Add attributes substitution to a default substitution list
[source,xml,subs="attributes+"]
----
<version>{version}</version>
----

Similarly, you can remove the callouts substitution.

Remove callouts substitution from a default substitution list
[source,xml,subs="-callouts"]
.An illegal XML tag
----
<1>
  content inside "1" tag
</1>
----

You can also specify whether the substitution is placed at the beginning or end of the substitution list.
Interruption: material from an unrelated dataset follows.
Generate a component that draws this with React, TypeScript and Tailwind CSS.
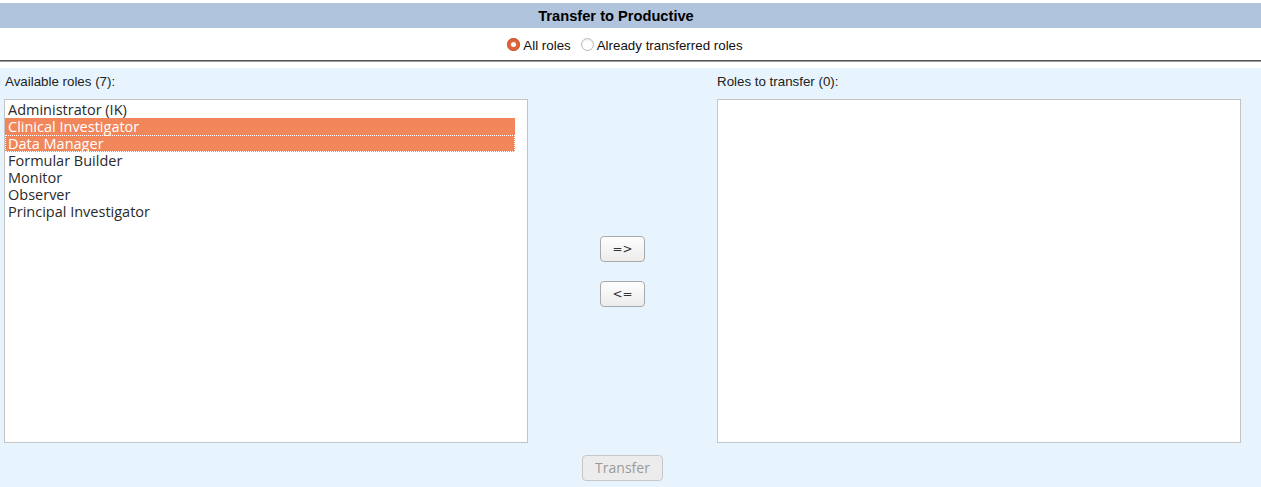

If a + comes before the name of the substitution, then it’s added to the end of the existing list, and if a + comes after the name, it’s added to the beginning of the list.

[source,xml,subs="attributes+,+replacements,-callouts"]
----
<version>{version}</version>
<copyright>(C) ACME</copyright>
<1>
  content inside "1" tag
</1>
----

In the above example, the quotes, then the special characters, and then the attributes substitutions will be applied to the listing block.

37.8.1. Applying Substitutions to Inline Elements

Custom substitutions can also be applied to some inline elements, such as the pass macro.

For example, the quotes text substitution value is assigned in the inline pass macro below.

The text pass:q[<u>underline *me*</u>] is underlined and the word "`me`" is bold.

The text underline me is underlined and the word “me” is bold.

37.9. Preventing Substitutions

Asciidoctor provides several approaches for preventing substitutions.

Backslash escaping

To prevent punctuation from being interpreted as formatting markup, precede it with a backslash (\). If the formatting punctuation begins with two characters (e.g., __), you need to precede it with two backslashes (\\). This is also how you can prevent character and attribute references from substitution. When your document is processed, the backslash is removed so it doesn’t display in your output.

\*Stars* will appear as *Stars*, not as bold text.

\&sect; will appear as an entity, not the &sect; symbol.

\\__func__ will appear as __func__, not as emphasized text.

\{two-semicolons} will appear {two-semicolons}, not resolved as ;;.

You can also prevent substitutions with macro and block passthroughs.